Через некоторое время они добрались до центра бугенвиля. Машины остановились возле двухэтажного здания, в котором сильно пахло дымом. Внутри все было покрыто пеплом, вызывавшим неприятные ассоциации с крематорием. Водители принесли из машин два больших прямоугольных кофра. Внутри оказались костюмы химической защиты, и Спалко приказал всем облачиться в них. Затем Спалко вынул из кофра футляр, в котором находился NX-20, извлек оттуда две составные части прибора и соединил их. Четверо чеченцев, встав вокруг Спалко, внимательно наблюдали за его манипуляциями. Собрав прибор, Спалко передал его Арсенову, а сам вынул из кофра небольшую, но достаточно тяжелую коробочку, полученную им от доктора Петера Сидо. С огромной осторожностью он открыл ее, и взгляды всех стоявших оказались прикованы к стеклянной капсуле, находящейся внутри. Она была такой маленькой и при этом скрывала в себе тысячи смертей! Все затаили дыхание, словно боялись неосторожным выдохом сдуть смертоносный сосуд с мягкого поролонового ложа, на котором он покоился.

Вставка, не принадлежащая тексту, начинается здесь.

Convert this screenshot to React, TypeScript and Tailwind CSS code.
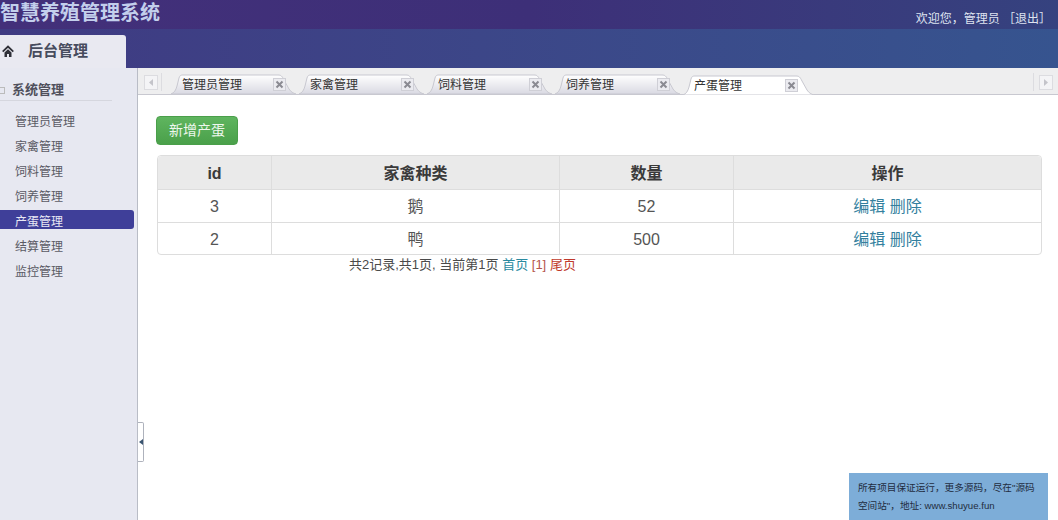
const font = "font-['Liberation_Sans','Noto_Sans_CJK_SC',sans-serif]";

const menuItems = ["管理员管理", "家禽管理", "饲料管理", "饲养管理", "产蛋管理", "结算管理", "监控管理"];
const tabs = ["管理员管理", "家禽管理", "饲料管理", "饲养管理", "产蛋管理"];

const rows = [
    { id: 3, kind: "鹅", count: 52 },
    { id: 2, kind: "鸭", count: 500 },
];

const HomeIcon = () => (
    <svg width="12" height="13" viewBox="0 0 12 13" className="shrink-0 mr-[14px]">
        <path d="M0.7 6.6 L6 1.6 L11.3 6.6" fill="none" stroke="#2f3038" strokeWidth="1.8" />
        <path d="M2.5 7.4 L6 4.2 L9.5 7.4 V12 H7 V9 H5 V12 H2.5 Z" fill="#2f3038" />
    </svg>
);

const CloseBox = () => (
    <svg width="13" height="13" viewBox="0 0 13 13" className="shrink-0">
        <rect x="0.5" y="0.5" width="12" height="12" fill="#ebebf0" stroke="#cfcfd6" />
        <path d="M3.5 3.5 L9.5 9.5 M9.5 3.5 L3.5 9.5" stroke="#8a8a92" strokeWidth="2" />
    </svg>
);

const Tab = ({ title, active }: { title: string; active: boolean }) => {
    const width = active ? 131 : 125;
    const gradientId = active ? "tab-active" : "tab-idle";
    return (
        <div className={`relative h-[20px] shrink-0 ${active ? "w-[131px] -mb-px z-10" : "w-[125px] mr-[3px]"}`}>
            <svg width={width} height="20" viewBox={`0 0 ${width} 20`} className="absolute inset-0">
                <defs>
                    <linearGradient id={gradientId} x1="0" y1="0" x2="0" y2="1">
                        <stop offset="0" stopColor="#ffffff" />
                        <stop offset="1" stopColor={active ? "#ffffff" : "#d9d9e2"} />
                    </linearGradient>
                </defs>
                <path
                    d={`M0 20 C3 19 5 16 6 12 L8 4 C9 1 10 1 13 1 L${width - 18} 1 C${width - 15} 1 ${width - 14} 2 ${width - 12} 6 L${width - 7} 15 C${width - 5} 18 ${width - 3} 19 ${width} 20 Z`}
                    fill={`url(#${gradientId})`}
                    stroke="#c8c8d0"
                />
            </svg>
            <div className="relative flex h-full items-center pl-[11px]">
                <span className="text-[12px] leading-none text-[#333] w-[91px] whitespace-nowrap pt-[2px]">{title}</span>
                <CloseBox />
            </div>
        </div>
    );
};

const Arrow = ({ dir }: { dir: "left" | "right" }) => (
    <svg width="14" height="15" viewBox="0 0 14 15" className="shrink-0">
        <rect x="0.5" y="0.5" width="13" height="14" fill="#f4f4f6" stroke="#dcdce0" />
        <path d={dir === "left" ? "M9 4 L5 7.5 L9 11 Z" : "M5 4 L9 7.5 L5 11 Z"} fill="#c4c4ca" />
    </svg>
);

const Sidebar = () => (
    <aside className="w-[138px] shrink-0 bg-[#e7e8f1] border-r border-[#b9bcc6]">
        <div className="h-[33px] pt-[11px] flex items-center border-b border-[#d5d6de] w-[112px] text-[13px] font-bold text-[#50505c]">
            <span className="w-[5px] h-[7px] border border-l-0 border-[#bbb] mr-[7px] mt-px" />
            系统管理
        </div>
        <ul className="mt-[9px]">
            {menuItems.map((item) => (
                <li
                    key={item}
                    className={`h-[19px] mb-[6px] w-[134px] pl-[15px] text-[12px] leading-[25px] rounded-r-[3px] ${
                        item === "产蛋管理" ? "bg-[#3f3f99] text-[#e8e8f4]" : "text-[#5a5a64]"
                    }`}
                >
                    {item}
                </li>
            ))}
        </ul>
    </aside>
);

export default function App() {
    const th = "font-bold pt-[2px] border-l border-[#ddd] first:border-l-0";
    const td = "border-l border-t border-[#ddd] first:border-l-0";

    return (
        <div className={`${font} relative w-[1058px] h-[520px] overflow-hidden bg-white flex flex-col`}>
            <header className="h-[29px] shrink-0 flex items-center justify-between bg-linear-to-r from-[#43307a] via-[#3d2f78] to-[#35427f] pr-[7px]">
                <h1 className="text-[20px] font-bold text-[#c3cfec] leading-none -mt-[4px]">智慧养殖管理系统</h1>
                <div className="text-[12px] text-[#dfe3f0] mt-[9px]">欢迎您，管理员 ［退出］</div>
            </header>

            <div className="h-[39px] shrink-0 flex items-end bg-linear-to-r from-[#3f3a82] to-[#36548f]">
                <div className="w-[126px] h-[33px] bg-[#e9e9f1] rounded-tr-[3px] flex items-center pl-[2px] text-[15px] font-bold text-[#474c5e]">
                    <HomeIcon />
                    后台管理
                </div>
            </div>

            <div className="flex flex-1 min-h-0">
                <Sidebar />

                <main className="flex-1 flex flex-col min-w-0 relative">
                    <div className="h-[27px] shrink-0 bg-[#eeeeef] border-b border-[#c8c8d0] flex items-end pb-0 pl-[6px] pr-[5px]">
                        <div className="flex items-center h-[20px] self-end mb-[2px]">
                            <Arrow dir="left" />
                            <span className="w-px h-[18px] bg-[#dcdce0] mx-[3px]" />
                        </div>
                        <div className="flex items-end ml-[6px] flex-1">
                            {tabs.map((t) => (
                                <Tab key={t} title={t} active={t === "产蛋管理"} />
                            ))}
                        </div>
                        <div className="flex items-center h-[20px] self-end mb-[2px]">
                            <span className="w-px h-[18px] bg-[#dcdce0] mr-[5px]" />
                            <Arrow dir="right" />
                        </div>
                    </div>

                    <div className="pl-[18px] pt-[21px]">
                        <button className="w-[82px] h-[29px] rounded-[4px] border border-[#4a9f4a] bg-linear-to-b from-[#5fb55f] to-[#4aa04a] text-[14px] text-[#eef7ee] block">
                            新增产蛋
                        </button>

                        <table className="mt-[10px] ml-px w-[885px] table-fixed border-separate border-spacing-0 border border-[#ddd] rounded-[4px] text-center text-[16px] text-[#555]">
                            <colgroup>
                                <col className="w-[113px]" />
                                <col className="w-[288px]" />
                                <col className="w-[174px]" />
                                <col />
                            </colgroup>
                            <thead>
                                <tr className="h-[33px] bg-[#eaeaea] text-[#3a3a3a]">
                                    <th className={`${th} rounded-tl-[4px]`}>id</th>
                                    <th className={th}>家禽种类</th>
                                    <th className={th}>数量</th>
                                    <th className={`${th} rounded-tr-[4px]`}>操作</th>
                                </tr>
                            </thead>
                            <tbody>
                                {rows.map((r, i) => (
                                    <tr key={r.id} className={i === 0 ? "h-[33px] [&>td]:pt-px" : "h-[32px] [&>td]:pt-[2px]"}>
                                        <td className={td}>{r.id}</td>
                                        <td className={td}>{r.kind}</td>
                                        <td className={td}>{r.count}</td>
                                        <td className={`${td} text-[#337f9e]`}>编辑 删除</td>
                                    </tr>
                                ))}
                            </tbody>
                        </table>

                        <p className="ml-[193px] mt-px text-[13px] leading-[18px] text-[#4a4a4a] whitespace-nowrap">
                            共2记录,共1页, 当前第1页 <span className="text-[#2a8aa0]">首页</span>{" "}
                            <span className="text-[#b5544a]">[1]</span> <span className="text-[#c0392b]">尾页</span>
                        </p>
                    </div>

                    {/* collapse handle sits over the content edge */}
                    <div className="absolute left-0 top-[354px] w-[6px] h-[40px] bg-white border border-l-0 border-[#aeb2bc] rounded-r-[2px] flex items-center">
                        <span className="w-0 h-0 border-y-[3px] border-y-transparent border-r-[4px] border-r-[#3a5470] ml-px" />
                    </div>
                </main>
            </div>

            <div className="absolute left-[849px] top-[473px] w-[199px] h-[47px] bg-[#7dadd8] px-[9px] pt-[6px] text-[9.65px] leading-[18px] text-[#1f2c40]">
                所有项目保证运行，更多源码，尽在"源码空间站"，地址: www.shuyue.fun
            </div>
        </div>
    );
}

Спалко приказал Арсенову держать NX-20 в вытянутой руке, сдвинул титановую пластинку и поместил капсулу в зарядную камеру. Использовать NX-20 пока нельзя, объяснил он чеченцам. Создавая это оружие, доктор Шиффер предусмотрел несколько уровней защиты, чтобы не допустить случайного выброса заряда. Спалко показал на герметичный затвор, который после загрузки заряда будет активизирован лишь после того, как титановая панель зарядной камеры окажется закрытой. Именно это Спалко и сделал, а затем — забрал NX-20 у Арсенова и повел свою свиту на второй этаж по лестничному пролету, уцелевшему в пожаре лишь потому, что был сделан из железобетонных конструкций.